I need to disable the mass storage class after FAT I/O over USB is complete, because I then want to launch immediately into a real-time data processing loop where constant, uninterrupted SD card access is required. I am using the Raspberry Pi Pico RP2040 with Philhower's board spec 2.1.1, in case the hardware is relevant.

hathach commented 2 years ago

have you tried to extern "C" to your callback in the sketch, to address C and C++ linking symbol

masonova1 commented 2 years ago

Making the symbol visible to C did the trick, the system detects host ejections now.https://github.com/adafruit/Adafruit_TinyUSB_Arduino/pull/138 This PR seems to implement the functionality I describe practically verbatim, but its merging failure logs have since been lost, it seems.

hathach commented 2 years ago

implemented by #179 , @masonova1 you may want to try it out.

bassjansson commented 1 year ago

Great that this got added, but unfortunately the callback isn't being called in my current setup.
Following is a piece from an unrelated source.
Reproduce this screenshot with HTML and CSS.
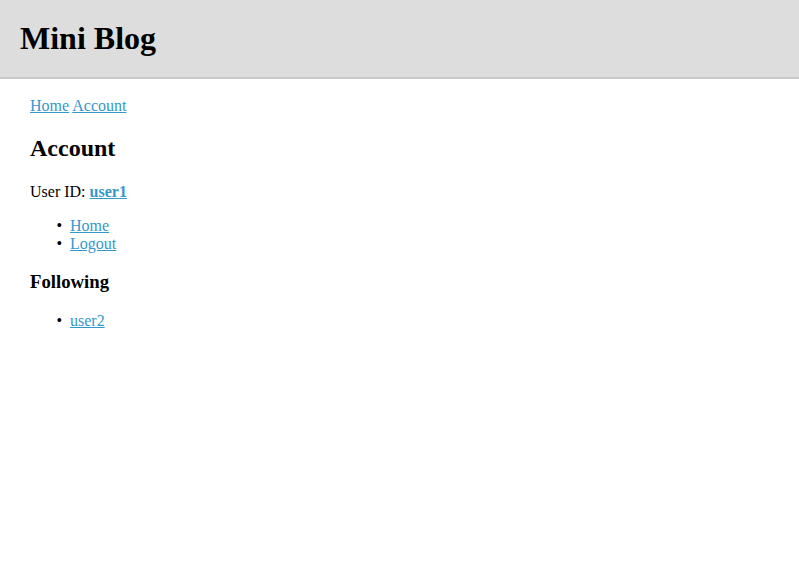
FILE: index.html
```html
<!DOCTYPE html>
<html lang="en">
<head>
<meta charset="utf-8">
<title>Mini Blog</title>
<link rel="stylesheet" href="styles.css">
</head>
<body>
<header class="site-header">
  <h1 class="site-title">Mini Blog</h1>
</header>
<main class="content">
  <nav class="breadcrumb"><a href="#">Home</a> <a href="#">Account</a></nav>
  <h2 class="page-title">Account</h2>
  <p class="user-id">User ID: <a href="#" class="user-link">user1</a></p>
  <ul class="link-list">
    <li><a href="#">Home</a></li>
    <li><a href="#">Logout</a></li>
  </ul>
  <h3 class="section-title">Following</h3>
  <ul class="link-list">
    <li><a href="#">user2</a></li>
  </ul>
</main>
</body>
</html>
```
FILE: styles.css
```css
html, body {
  margin: 0;
  padding: 0;
  background: #ffffff;
  color: #000000;
  font-family: "Liberation Serif", "Times New Roman", serif;
  font-size: 16px;
}

.site-header {
  background: #dddddd;
  padding: 20px 20px 20px;
  border-bottom: 2px solid #c8c8c8;
}

.site-title {
  margin: 0;
  font-size: 32px;
  font-weight: bold;
}

.content {
  padding: 0 30px;
}

.breadcrumb {
  margin-top: 18px;
}

a {
  color: #3598ca;
  text-decoration: underline;
}

.page-title {
  font-size: 24px;
  margin: 20px 0 21px;
}

.user-id {
  margin: 16px 0;
}

.user-link {
  font-weight: bold;
}

.link-list {
  margin: 16px 0;
  padding-left: 40px;
  list-style-type: "\2022\00a0\00a0";
}

.section-title {
  font-size: 18.72px;
  margin: 17.72px 0 19.72px;
}
```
I am using an ESP32-S2 together with Arduino 1.8.19, Arduino-ESP32 2.0.5 and Adafruit-TinyUSB 1.14.4 on MacOS 11.7 using an SD Card as mass storage. Everything else works fine, like mounting, reading and writing to the mass storage.

I am pointing this out here, because after trying the USBMSC class which comes together with the Arduino-ESP32 core, I found out that the start/stop callback is being called without a problem. After digging into the libraries and testing some code, I can see that the USBMSC class is using the exact same TinyUSB files from the Arduino-ESP32 core as this library (Adafruit_TinyUSB) is using. I tried to find the difference to fix it, but unfortunately I failed and gave up. Though, I don't think it's a too big of a change to make this work, so someone else is maybe able to find the difference and fix it!